Debt review — formally called debt counselling under the National Credit Act — is one of the most powerful financial rehabilitation tools available to South Africans who are genuinely struggling to meet their debt repayments. It allows an over-indebted consumer to have all their debt restructured into a single, lower monthly payment, with legal protection against repossession and legal action by creditors during the process. Done properly, with a competent registered debt counsellor, it provides a structured path out of a debt spiral. Done poorly, or with an unregistered or negligent practitioner, it can make your situation worse.
This guide explains who qualifies for debt review, how the process works, what a legitimate debt counsellor does, how to verify credentials, and the questions to ask before you commit to the process.
Who Qualifies for Debt Review
Debt review is available to any natural person (not a company or trust) who is "over-indebted" under the definition in the National Credit Act. Over-indebtedness means that your monthly income, after basic living expenses, is not sufficient to meet all your monthly debt repayments as they fall due.
You do not need to be in arrears to apply for debt review — you can apply when you can see that your income will not cover all obligations in the near future. However, you must be able to afford the restructured payment that a debt counsellor proposes. If your income is so low that even a restructured payment is unaffordable, debt review may not be the right solution and sequestration (bankruptcy) may need to be considered instead.
Note: debt review is not available to someone who is already subject to an administration order (a separate debt management process through the Magistrate's Court) or who has been sequestrated. It also cannot include business debts — only personal (consumer) credit agreements.
What the Debt Review Process Actually Involves
Understanding the process before you commit prevents surprises. The sequence is as follows.
The debt counsellor assesses your income, expenses, and all credit agreements. They determine whether you are over-indebted and what a realistic monthly consolidated payment looks like. This assessment should be thorough — it covers every credit agreement: home loan, car finance, personal loans, credit cards, store accounts, and micro-loans.
Once accepted, the debt counsellor sends a 17.1 notification to all your credit providers and the credit bureaux, indicating that you have applied for debt review. From this point, your credit profile reflects "under debt review." You cannot take out new credit during the process.

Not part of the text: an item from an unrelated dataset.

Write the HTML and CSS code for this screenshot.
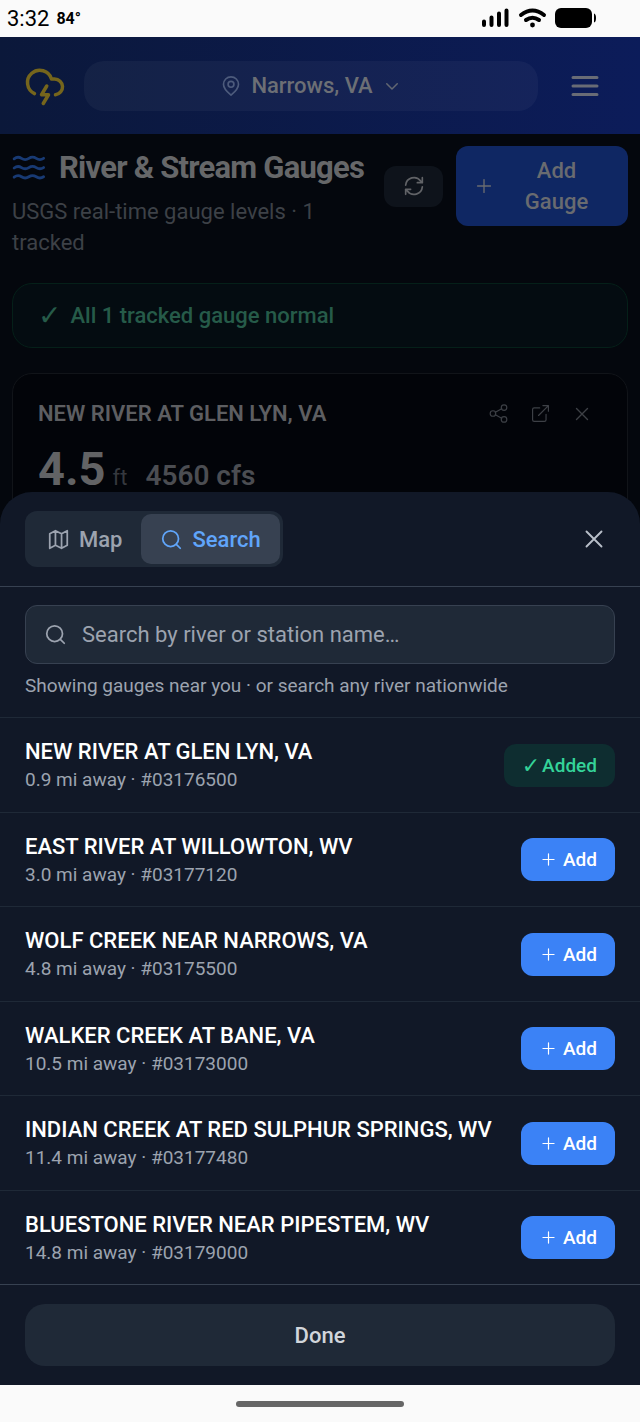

The debt counsellor proposes a restructured payment plan to all credit providers. Creditors either accept or reject the proposal. If they accept, the plan proceeds through consent. If any creditor rejects, the matter goes to the Magistrate's Court for a ruling.
You make one consolidated monthly payment through a registered Payment Distribution Agency (PDA), which distributes the funds to each creditor. Once all debts (except a home loan, which can remain) are settled, the debt counsellor issues a clearance certificate (Form 19), your credit profile is updated to reflect "debt review clearance," and you exit the process.
How to Verify a Debt Counsellor's Registration
The NCR maintains a public register of all registered debt counsellors at ncr.org.za. Verification takes two minutes. Enter the counsellor's name or NCR registration number (which starts with "NCRDC") and confirm that the registration is active. An inactive, suspended, or cancelled registration means the person cannot legally practise as a debt counsellor.
Registration is necessary but not sufficient on its own. Ask how many active debt review cases the counsellor currently manages. A large portfolio (hundreds of clients) managed by a single person often means inadequate attention to individual files, missed court applications, and poor communication. Understand who will actually be managing your file day-to-day and how they can be contacted.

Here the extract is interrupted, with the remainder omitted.